A team of astronomers used archival data from The Baryon Oscillation Spectroscopic Survey (BOSS) and the Pantheon supernovae to obtain stringent constraints on the Hubble parameter at $H_{0}=65.1^{+3.0}_{-5.4} km/s/Mpc$ which differs from the best fit of SH0ES at 95% confidence level. This is the first time the Hubble parameter has been ascertained from the horizon scale at matter-radiation equality and therefore offers a consistency check for standard cosmological physics in the pre-recombination era.
Source: hdqwalls.com |
Until now, there has always been a disagreement in the estimated value of the $H_{0}$ from different sources. The so-called "Late universe" measurements that employs the calibrated distance ladder techniques all largely converge to an estimated value of approximately 73 km/s/Mpc. Whereas the "early universe" techniques based primarily on the measurements of the cosmic microwave background radiation (CMBR) have converged towards a smaller value of 67.7 km/s/Mpc. Although both of these techniques have undergone dramatic enhancement, this however has not been able to alleviate the apparent discrepancy in the measured values of the $H_{0}$ and the disagreement is now statistically significant at 99.9% confidence level. This discrepancy termed the Hubble tension is an active area of research in observational astronomy.

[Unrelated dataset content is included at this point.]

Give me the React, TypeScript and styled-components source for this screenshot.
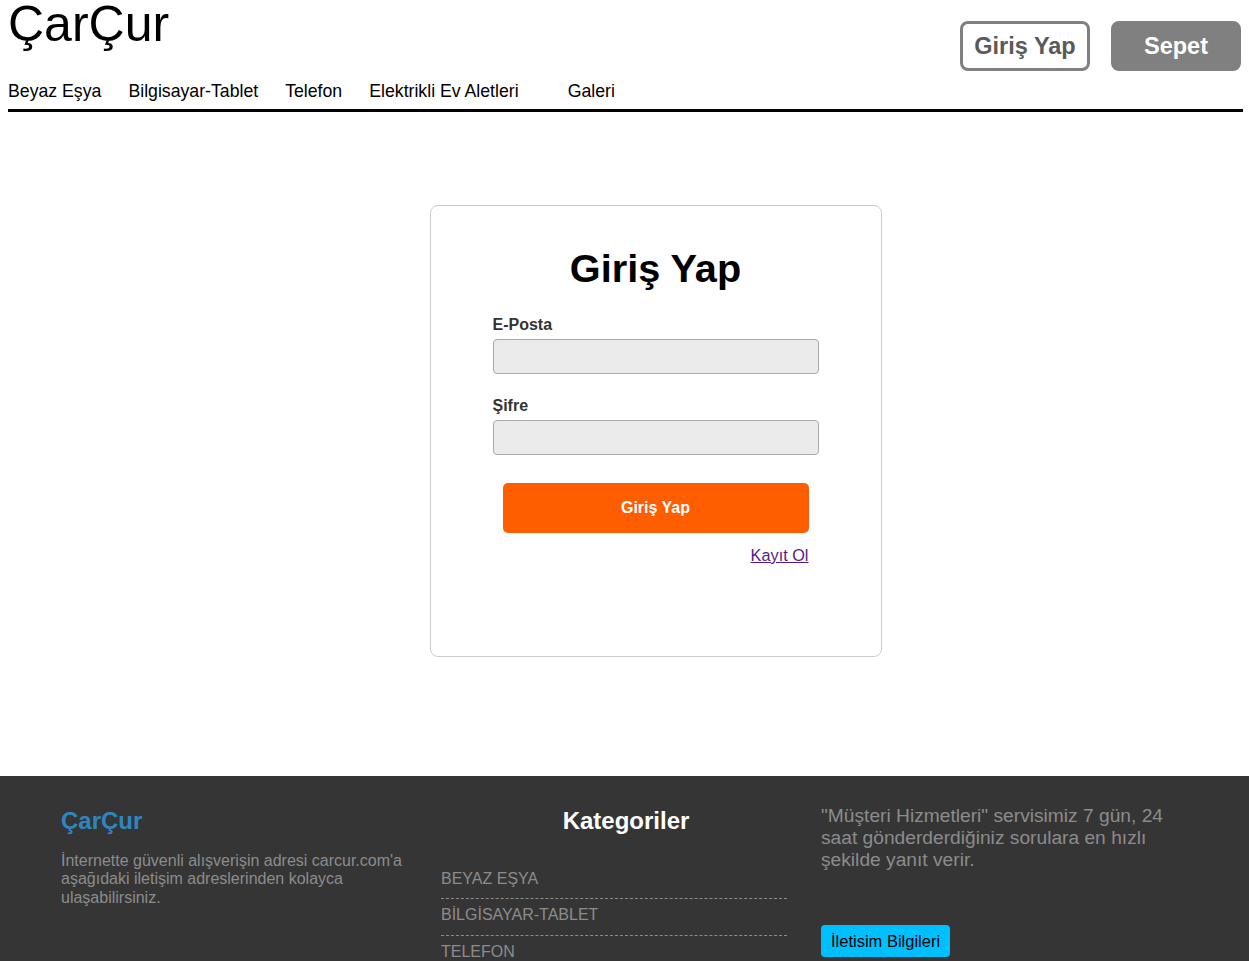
import React from "react";
import styled, { createGlobalStyle } from "styled-components";

const GlobalStyle = createGlobalStyle`
  body {
    margin: 0;
    font-family: "Liberation Sans", Arial, sans-serif;
    background: #fff;
  }
`;

const navItems = [
  { label: "Beyaz Eşya" },
  { label: "Bilgisayar-Tablet" },
  { label: "Telefon" },
  { label: "Elektrikli Ev Aletleri" },
  { label: "Galeri", extra: 22 },
];

const categories = ["BEYAZ EŞYA", "BİLGİSAYAR-TABLET", "TELEFON"];

const App = () => {
  return (
    <>
      <GlobalStyle />
      <Header>
        <Brand>
          <Logo>ÇarÇur</Logo>
          <Nav>
            {navItems.map((item) => (
              <NavLink key={item.label} $extra={item.extra}>
                {item.label}
              </NavLink>
            ))}
          </Nav>
        </Brand>
        <Actions>
          <HeaderButton>Giriş Yap</HeaderButton>
          <HeaderButton $filled>Sepet</HeaderButton>
        </Actions>
      </Header>

      <Main>
        <Card>
          <CardTitle>Giriş Yap</CardTitle>
          <Form>
            <Field>
              <Label>E-Posta</Label>
              <Input type="email" />
            </Field>
            <Field>
              <Label>Şifre</Label>
              <Input type="password" />
            </Field>
            <Submit type="button">Giriş Yap</Submit>
            <RegisterRow>
              <RegisterLink href="#">Kayıt Ol</RegisterLink>
            </RegisterRow>
          </Form>
        </Card>
      </Main>

      <Footer>
        <Column>
          <FooterBrand>ÇarÇur</FooterBrand>
          <FooterText>
            İnternette güvenli alışverişin adresi carcur.com'a aşağıdaki
            iletişim adreslerinden kolayca ulaşabilirsiniz.
          </FooterText>
        </Column>
        <Column>
          <FooterHeading>Kategoriler</FooterHeading>
          <CategoryList>
            {categories.map((c) => (
              <CategoryItem key={c}>{c}</CategoryItem>
            ))}
          </CategoryList>
        </Column>
        <Column>
          <ServiceText>
            "Müşteri Hizmetleri" servisimiz 7 gün, 24 saat gönderderdiğiniz
            sorulara en hızlı şekilde yanıt verir.
          </ServiceText>
          <ContactButton type="button">İletisim Bilgileri</ContactButton>
        </Column>
      </Footer>
    </>
  );
};

export default App;

const Header = styled.header`
  display: flex;
  justify-content: space-between;
  align-items: flex-start;
  margin: 0 6px 0 8px;
  border-bottom: 3px solid #000;
`;

const Brand = styled.div`
  display: flex;
  flex-direction: column;
`;

const Logo = styled.h1`
  margin: 0;
  font-size: 50px;
  line-height: 48px;
  font-weight: 400;
  color: #000;
`;

const Nav = styled.nav`
  display: flex;
  gap: 27px;
  margin-top: 33px;
  padding-bottom: 8px;
`;

const NavLink = styled.a<{ $extra?: number }>`
  font-size: 17.7px;
  line-height: 20px;
  color: #000;
  text-decoration: none;
  margin-left: ${(p) => p.$extra ?? 0}px;
`;

const Actions = styled.div`
  display: flex;
  gap: 21px;
  margin-top: 21px;
  padding-right: 2px;
`;

const HeaderButton = styled.button<{ $filled?: boolean }>`
  width: 130px;
  height: 50px;
  box-sizing: border-box;
  border: 3px solid #808080;
  border-radius: 8px;
  background: ${(p) => (p.$filled ? "#808080" : "#fff")};
  color: ${(p) => (p.$filled ? "#fff" : "#5a5a5a")};
  font-family: "Liberation Sans", Arial, sans-serif;
  font-size: 23.5px;
  font-weight: 700;
  cursor: pointer;
`;

const Main = styled.main`
  display: flex;
  justify-content: center;
  padding: 93px 0 0 62px;
`;

const Card = styled.div`
  width: 452px;
  height: 452px;
  box-sizing: border-box;
  border: 1px solid #ccc;
  border-radius: 8px;
  padding: 40px 62px 0;
`;

const CardTitle = styled.h2`
  margin: 0;
  text-align: center;
  font-size: 39.7px;
  line-height: 44px;
  font-weight: 700;
  color: #000;
`;

const Form = styled.form`
  margin-top: 26px;
  display: flex;
  flex-direction: column;
`;

const Field = styled.div`
  display: flex;
  flex-direction: column;
  gap: 5px;
  margin-bottom: 23px;
`;

const Label = styled.label`
  font-size: 16px;
  line-height: 18px;
  font-weight: 700;
  color: #333;
`;

const Input = styled.input`
  width: 100%;
  height: 35px;
  box-sizing: border-box;
  background: #ebebeb;
  border: 1px solid #aaa;
  border-radius: 4px;
`;

const Submit = styled.button`
  margin: 5px 10px 0;
  height: 50px;
  border: none;
  border-radius: 5px;
  background: #ff5e00;
  color: #fff;
  font-family: "Liberation Sans", Arial, sans-serif;
  font-size: 16px;
  font-weight: 700;
  cursor: pointer;
`;

const RegisterRow = styled.div`
  display: flex;
  justify-content: flex-end;
  margin: 13px 10px 0;
`;

const RegisterLink = styled.a`
  font-size: 16.3px;
  line-height: 18px;
  color: #551a8b;
  text-decoration: underline;
`;

const Footer = styled.footer`
  margin-top: 119px;
  background: #353535;
  display: grid;
  grid-template-columns: repeat(3, 370px);
  column-gap: 10px;
  padding: 31px 0 60px 61px;
`;

const Column = styled.div`
  display: flex;
  flex-direction: column;
  align-items: flex-start;
`;

const FooterBrand = styled.h3`
  margin: 0;
  font-size: 24px;
  line-height: 28px;
  font-weight: 700;
  color: #2e86c1;
`;

const FooterText = styled.p`
  margin: 17px 0 0;
  font-size: 16px;
  line-height: 18.4px;
  color: #8c8c8c;
`;

const FooterHeading = styled.h3`
  margin: 0;
  align-self: stretch;
  text-align: center;
  font-size: 24px;
  line-height: 28px;
  font-weight: 700;
  color: #fff;
`;

const CategoryList = styled.ul`
  list-style: none;
  margin: 28px 0 0;
  padding: 0;
  width: 346px;
`;

const CategoryItem = styled.li`
  padding: 7px 0 10px;
  font-size: 16px;
  line-height: 18.4px;
  color: #8c8c8c;
  border-bottom: 1px dashed #8c8c8c;
`;

const ServiceText = styled.p`
  margin: -2px 0 0;
  font-size: 19.2px;
  line-height: 22px;
  color: #8c8c8c;
`;

const ContactButton = styled.button`
  margin-top: 54px;
  height: 32px;
  padding: 0 10px;
  border: none;
  border-radius: 4px;
  background: #00bfff;
  color: #000;
  font-family: "Liberation Sans", Arial, sans-serif;
  font-size: 16.5px;
  cursor: pointer;
`;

Scientists have come up with numerous compelling ways to mitigate this tension which can be broadly classified into two categories: a) lack of precision in observational techniques and b) incompleteness of the standard $\Lambda$CDM model. For the latter, a wide range of theoretical models have emerged which hitherto have not been widely accepted.
The Hubble parameter $H_{0}$ is generally measured from the ongoing galaxy surveys by juxtaposing the angular scale of Baryon Acoustic Oscillations (BAO) with the theoretical size of the sound horizon scale at decoupling. However, a second method also exists which due to some unknown reasons has not been fully exploited. The method is based on the horizon scale at the matter-radiation equality, which in other words refers to the horizon wavenumber at matter radiation equality. The new study has shown that upon employing this compelling and elegant method, tight constraints on $H_{0}$ can be placed which is completely independent of the sound horizon.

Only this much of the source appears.